■ **What you will do**: Copy out all lines in the data below containing the string "index".

■ **Supplied information**:
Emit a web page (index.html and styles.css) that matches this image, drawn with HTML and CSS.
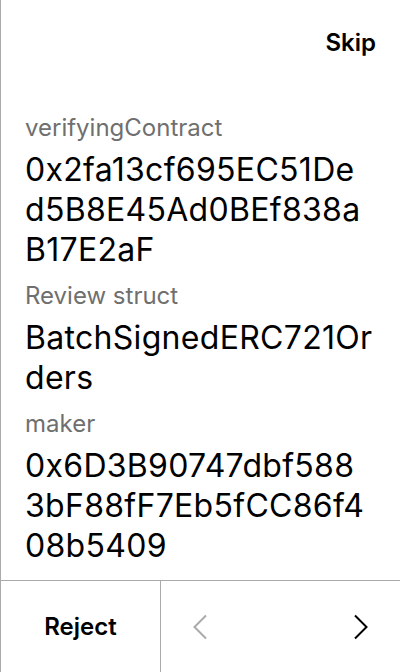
FILE: index.html
```html
<!DOCTYPE html>
<html>
<head>
<meta charset="utf-8">
<link rel="stylesheet" href="styles.css">
</head>
<body>
<div class="screen">
  <div class="header">
    <span class="skip">Skip</span>
  </div>
  <div class="content">
    <div class="field">
      <div class="label">verifyingContract</div>
      <div class="value">0x2fa13cf695EC51De<br>d5B8E45Ad0BEf838a<br>B17E2aF</div>
    </div>
    <div class="field">
      <div class="label">Review struct</div>
      <div class="value">BatchSignedERC721Or<br>ders</div>
    </div>
    <div class="field">
      <div class="label">maker</div>
      <div class="value">0x6D3B90747dbf588<br>3bF88fF7Eb5fCC86f4<br>08b5409</div>
    </div>
  </div>
  <div class="footer">
    <div class="reject">Reject</div>
    <div class="nav">
      <svg class="chev prev" width="16" height="26" viewBox="0 0 16 26"><polyline points="14,1.5 2.5,13 14,24.5" fill="none" stroke="currentColor" stroke-width="2"/></svg>
      <svg class="chev next" width="16" height="26" viewBox="0 0 16 26"><polyline points="2,1.5 13.5,13 2,24.5" fill="none" stroke="currentColor" stroke-width="2"/></svg>
    </div>
  </div>
</div>
</body>
</html>
```
FILE: styles.css
```css
html, body {
  margin: 0;
  padding: 0;
  background: #fff;
}
body {
  font-family: Inter, "Noto Sans", sans-serif;
  color: #000;
}
.screen {
  width: 400px;
  height: 672px;
  box-sizing: border-box;
  border-left: 1px solid #aaaaaa;
  display: flex;
  flex-direction: column;
}
.header {
  display: flex;
  justify-content: flex-end;
  padding: 27px 24px 0 24px;
  height: 32px;
}
.skip {
  font-size: 24px;
  line-height: 32px;
  font-weight: 600;
}
.content {
  flex: 1;
  padding: 53px 24px 0 24px;
  display: flex;
  flex-direction: column;
  gap: 10px;
}
.label {
  font-size: 24px;
  line-height: 32px;
  color: #6f6f6f;
}
.value {
  font-size: 32px;
  line-height: 40px;
  letter-spacing: 0.3px;
  margin-top: 6px;
  white-space: nowrap;
}
.footer {
  height: 92px;
  box-sizing: border-box;
  border-top: 1px solid #aaaaaa;
  display: flex;
}
.reject {
  width: 159px;
  border-right: 1px solid #aaaaaa;
  display: flex;
  align-items: center;
  justify-content: center;
  font-size: 24px;
  font-weight: 600;
}
.nav {
  flex: 1;
  display: flex;
  align-items: center;
  justify-content: space-between;
  padding: 0 31px 0 31px;
}
.chev.prev {
  color: #aaaaaa;
}
.chev.next {
  color: #000;
}
```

■ **Answer to this task**:
Emit a web page (index.html and styles.css) that matches this image, drawn with HTML and CSS.
FILE: index.html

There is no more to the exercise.